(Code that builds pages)
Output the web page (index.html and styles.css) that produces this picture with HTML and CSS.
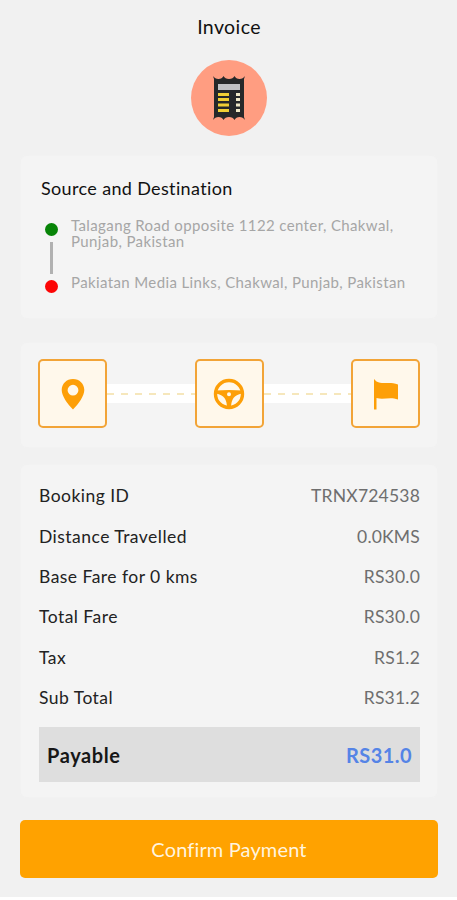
FILE: index.html
```html
<!DOCTYPE html>
<html lang="en">
<head>
<meta charset="utf-8">
<title>Invoice</title>
<link rel="stylesheet" href="styles.css">
</head>
<body>
<main class="screen">
  <h1 class="title">Invoice</h1>
  <div class="badge">
    <svg width="32" height="44" viewBox="0 0 32 44">
      <path fill="#25282a" d="M0 0 Q2 3 5.500 3 Q9 3 10.500 0 Q12 3 16 3 Q20 3 21.500 0 Q23 3 26.500 3 Q30 3 32 0 L31 3V41L32 44 Q30 41 26.500 41 Q23 41 21.500 44 Q20 41 16 41 Q12 41 10.500 44 Q9 41 5.500 41 Q2 41 0 44L1 41V3Z"/>
      <path fill="#bfc1c5" d="M5 8h22v6H5z"/>
      <path fill="#efcf35" d="M5 17h11v3H5zM5 22h11v3H5zM5 27.500h11v3H5zM5 33h11v3H5z"/>
      <path fill="#eee9c8" d="M23 17h4v3h-4zM23 22h4v3h-4zM23 27.500h4v3h-4zM23 33h4v3h-4z"/>
    </svg>
  </div>
  <section class="card route">
    <h2 class="heading">Source and Destination</h2>
    <div class="places">
      <div class="track"><i class="dot start"></i><i class="line"></i><i class="dot end"></i></div>
      <div class="addresses">
        <p class="address">Talagang Road opposite 1122 center, Chakwal,<br>Punjab, Pakistan</p>
        <p class="address">Pakiatan Media Links, Chakwal, Punjab, Pakistan</p>
      </div>
    </div>
  </section>
  <section class="card steps">
    <div class="step">
      <svg width="24" height="32" viewBox="0 0 24 32"><path fill="#fd9f08" fill-rule="evenodd" d="M12 1C5.500 1 .7 5.900.7 12 .7 18 6.500 26 12 31.500 17.500 26 23.300 18 23.300 12 23.300 5.900 18.500 1 12 1Zm0 5.800a5.400 5.400 0 1 1 0 10.800 5.400 5.400 0 0 1 0-10.800Z"/></svg>
    </div>
    <div class="link"><svg width="88" height="2"><path class="dash" d="M0 1H88"/></svg></div>
    <div class="step">
      <svg width="32" height="32" viewBox="0 0 32 32"><circle cx="16" cy="16" r="13.500" fill="none" stroke="#fd9f08" stroke-width="3.400"/><path fill="#fd9f08" fill-rule="evenodd" d="M3 12.500Q9 12 16 12T29 12.500V15.500Q23 16.500 20.500 20Q18.300 23 18 29H14Q13.700 23 11.500 20Q9 16.500 3 15.500ZM16 14.200a2 2 0 1 0 0 4 2 2 0 0 0 0-4Z"/></svg>
    </div>
    <div class="link"><svg width="88" height="2"><path class="dash" d="M0 1H88"/></svg></div>
    <div class="step">
      <svg width="26" height="32" viewBox="0 0 26 32"><path fill="#fd9f08" d="M1 1 3.500 3.500C10 7 16 3 25 6.500V21.500C17 18.500 11 22 3.500 20V31.500H1Z"/></svg>
    </div>
  </section>
  <section class="card bill">
    <dl class="rows">
      <div class="row"><dt>Booking ID</dt><dd>TRNX724538</dd></div>
      <div class="row"><dt>Distance Travelled</dt><dd>0.0KMS</dd></div>
      <div class="row"><dt>Base Fare for 0 kms</dt><dd>RS30.0</dd></div>
      <div class="row"><dt>Total Fare</dt><dd>RS30.0</dd></div>
      <div class="row"><dt>Tax</dt><dd>RS1.2</dd></div>
      <div class="row"><dt>Sub Total</dt><dd>RS31.2</dd></div>
    </dl>
    <div class="payable"><span>Payable</span><span class="amount">RS31.0</span></div>
  </section>
  <button class="confirm">Confirm Payment</button>
</main>
</body>
</html>
```
FILE: styles.css
```css
* { box-sizing: border-box; margin: 0; padding: 0; }
body { background: #fff; font-family: Lato, "Liberation Sans", sans-serif; }
.screen { height: 897px; background: #f1f1f1; display: flex; flex-direction: column; align-items: center; padding: 15px 0 0 1px; }
.title { font-size: 19.500px; line-height: 24px; font-weight: 400; letter-spacing: .4px; color: #111; }
.badge { width: 76px; height: 76px; margin-top: 21px; border-radius: 50%; background: #ff9d81; display: flex; align-items: center; justify-content: center; }
.card { width: 416px; background: #f4f4f4; border-radius: 6px; box-shadow: 0 0 4px #f2f2f2; }
.route { height: 162px; margin-top: 20px; padding: 20px; }
.heading { font-size: 18px; line-height: 24px; font-weight: 400; letter-spacing: .35px; color: #111; }
.places { display: flex; margin-top: 18px; }
.track { width: 26px; padding-top: 5px; display: flex; flex-direction: column; align-items: center; margin-left: -3px; }
.dot { width: 13px; height: 13px; border-radius: 50%; }
.start { background: #078407; }
.line { width: 3px; height: 32px; margin: 6px 0; background: #b1b1b1; }
.end { background: #fc0505; }
.addresses { margin-left: 7px; display: flex; flex-direction: column; gap: 26px; }
.address { font-size: 15px; line-height: 15.500px; letter-spacing: .38px; white-space: nowrap; color: #a6a6a6; }
.steps { height: 104px; margin-top: 25px; padding: 16px 17px 0 17px; display: flex; }
.step { width: 69px; height: 69px; border: 2px solid #f2a437; border-radius: 5px; background: #fff8eb; display: flex; align-items: center; justify-content: center; }
.link { flex: 1; height: 19px; margin-top: 25px; background: #fff; display: flex; align-items: center; }
.link svg { width: 100%; }
.dash { stroke: #f3dfa6; stroke-width: 1.500; stroke-dasharray: 7 7; }
.bill { height: 332px; margin-top: 18px; padding: 11px 17px 0 18px; }
.row { height: 40.400px; display: flex; align-items: center; justify-content: space-between; font-size: 17.500px; line-height: 24px; }
dt { color: #222; letter-spacing: .47px; }
dd { color: #6e6e6e; letter-spacing: .2px; }
.payable { height: 55px; margin-top: 9px; padding: 0 8px; background: #dedede; display: flex; align-items: center; justify-content: space-between; font-size: 20px; font-weight: 700; letter-spacing: .6px; color: #171717; }
.amount { color: #5584e6; letter-spacing: .45px; }
.confirm { width: 418px; height: 58px; margin-top: 23px; border: 0; border-radius: 5px; background: #ffa200; color: #fff4df; font: 400 20px Lato, sans-serif; letter-spacing: .15px; }
```
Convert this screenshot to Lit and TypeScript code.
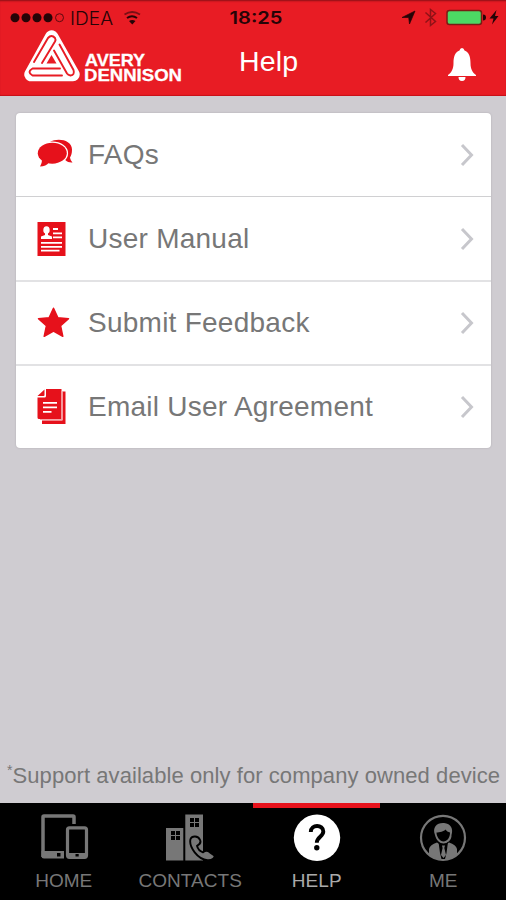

REQUIREMENT —
Omit the pictures, then output the rest of the listing exactly.

RESULT BELOW —
Output the web page (index.html and styles.css) that produces this picture with HTML and CSS.
FILE: index.html
```html
<!DOCTYPE html>
<html lang="en">
<head>
<meta charset="utf-8">
<title>Invoice</title>
<link rel="stylesheet" href="styles.css">
</head>
<body>
<main class="screen">
  <h1 class="title">Invoice</h1>
  <div class="badge">
    <svg width="32" height="44" viewBox="0 0 32 44">
      <path fill="#25282a" d="M0 0 Q2 3 5.500 3 Q9 3 10.500 0 Q12 3 16 3 Q20 3 21.500 0 Q23 3 26.500 3 Q30 3 32 0 L31 3V41L32 44 Q30 41 26.500 41 Q23 41 21.500 44 Q20 41 16 41 Q12 41 10.500 44 Q9 41 5.500 41 Q2 41 0 44L1 41V3Z"/>
      <path fill="#bfc1c5" d="M5 8h22v6H5z"/>
      <path fill="#efcf35" d="M5 17h11v3H5zM5 22h11v3H5zM5 27.500h11v3H5zM5 33h11v3H5z"/>
      <path fill="#eee9c8" d="M23 17h4v3h-4zM23 22h4v3h-4zM23 27.500h4v3h-4zM23 33h4v3h-4z"/>
    </svg>
  </div>
  <section class="card route">
    <h2 class="heading">Source and Destination</h2>
    <div class="places">
      <div class="track"><i class="dot start"></i><i class="line"></i><i class="dot end"></i></div>
      <div class="addresses">
        <p class="address">Talagang Road opposite 1122 center, Chakwal,<br>Punjab, Pakistan</p>
        <p class="address">Pakiatan Media Links, Chakwal, Punjab, Pakistan</p>
      </div>
    </div>
  </section>
  <section class="card steps">
    <div class="step">
      <svg width="24" height="32" viewBox="0 0 24 32"><path fill="#fd9f08" fill-rule="evenodd" d="M12 1C5.500 1 .7 5.900.7 12 .7 18 6.500 26 12 31.500 17.500 26 23.300 18 23.300 12 23.300 5.900 18.500 1 12 1Zm0 5.800a5.400 5.400 0 1 1 0 10.800 5.400 5.400 0 0 1 0-10.800Z"/></svg>
    </div>
    <div class="link"><svg width="88" height="2"><path class="dash" d="M0 1H88"/></svg></div>
    <div class="step">
      <svg width="32" height="32" viewBox="0 0 32 32"><circle cx="16" cy="16" r="13.500" fill="none" stroke="#fd9f08" stroke-width="3.400"/><path fill="#fd9f08" fill-rule="evenodd" d="M3 12.500Q9 12 16 12T29 12.500V15.500Q23 16.500 20.500 20Q18.300 23 18 29H14Q13.700 23 11.500 20Q9 16.500 3 15.500ZM16 14.200a2 2 0 1 0 0 4 2 2 0 0 0 0-4Z"/></svg>
    </div>
    <div class="link"><svg width="88" height="2"><path class="dash" d="M0 1H88"/></svg></div>
    <div class="step">
      <svg width="26" height="32" viewBox="0 0 26 32"><path fill="#fd9f08" d="M1 1 3.500 3.500C10 7 16 3 25 6.500V21.500C17 18.500 11 22 3.500 20V31.500H1Z"/></svg>
    </div>
  </section>
  <section class="card bill">
    <dl class="rows">
      <div class="row"><dt>Booking ID</dt><dd>TRNX724538</dd></div>
      <div class="row"><dt>Distance Travelled</dt><dd>0.0KMS</dd></div>
      <div class="row"><dt>Base Fare for 0 kms</dt><dd>RS30.0</dd></div>
      <div class="row"><dt>Total Fare</dt><dd>RS30.0</dd></div>
      <div class="row"><dt>Tax</dt><dd>RS1.2</dd></div>
      <div class="row"><dt>Sub Total</dt><dd>RS31.2</dd></div>
    </dl>
    <div class="payable"><span>Payable</span><span class="amount">RS31.0</span></div>
  </section>
  <button class="confirm">Confirm Payment</button>
</main>
</body>
</html>
```
FILE: styles.css
```css
* { box-sizing: border-box; margin: 0; padding: 0; }
body { background: #fff; font-family: Lato, "Liberation Sans", sans-serif; }
.screen { height: 897px; background: #f1f1f1; display: flex; flex-direction: column; align-items: center; padding: 15px 0 0 1px; }
.title { font-size: 19.500px; line-height: 24px; font-weight: 400; letter-spacing: .4px; color: #111; }
.badge { width: 76px; height: 76px; margin-top: 21px; border-radius: 50%; background: #ff9d81; display: flex; align-items: center; justify-content: center; }
.card { width: 416px; background: #f4f4f4; border-radius: 6px; box-shadow: 0 0 4px #f2f2f2; }
.route { height: 162px; margin-top: 20px; padding: 20px; }
.heading { font-size: 18px; line-height: 24px; font-weight: 400; letter-spacing: .35px; color: #111; }
.places { display: flex; margin-top: 18px; }
.track { width: 26px; padding-top: 5px; display: flex; flex-direction: column; align-items: center; margin-left: -3px; }
.dot { width: 13px; height: 13px; border-radius: 50%; }
.start { background: #078407; }
.line { width: 3px; height: 32px; margin: 6px 0; background: #b1b1b1; }
.end { background: #fc0505; }
.addresses { margin-left: 7px; display: flex; flex-direction: column; gap: 26px; }
.address { font-size: 15px; line-height: 15.500px; letter-spacing: .38px; white-space: nowrap; color: #a6a6a6; }
.steps { height: 104px; margin-top: 25px; padding: 16px 17px 0 17px; display: flex; }
.step { width: 69px; height: 69px; border: 2px solid #f2a437; border-radius: 5px; background: #fff8eb; display: flex; align-items: center; justify-content: center; }
.link { flex: 1; height: 19px; margin-top: 25px; background: #fff; display: flex; align-items: center; }
.link svg { width: 100%; }
.dash { stroke: #f3dfa6; stroke-width: 1.500; stroke-dasharray: 7 7; }
.bill { height: 332px; margin-top: 18px; padding: 11px 17px 0 18px; }
.row { height: 40.400px; display: flex; align-items: center; justify-content: space-between; font-size: 17.500px; line-height: 24px; }
dt { color: #222; letter-spacing: .47px; }
dd { color: #6e6e6e; letter-spacing: .2px; }
.payable { height: 55px; margin-top: 9px; padding: 0 8px; background: #dedede; display: flex; align-items: center; justify-content: space-between; font-size: 20px; font-weight: 700; letter-spacing: .6px; color: #171717; }
.amount { color: #5584e6; letter-spacing: .45px; }
.confirm { width: 418px; height: 58px; margin-top: 23px; border: 0; border-radius: 5px; background: #ffa200; color: #fff4df; font: 400 20px Lato, sans-serif; letter-spacing: .15px; }
```
Convert this screenshot to Lit and TypeScript code.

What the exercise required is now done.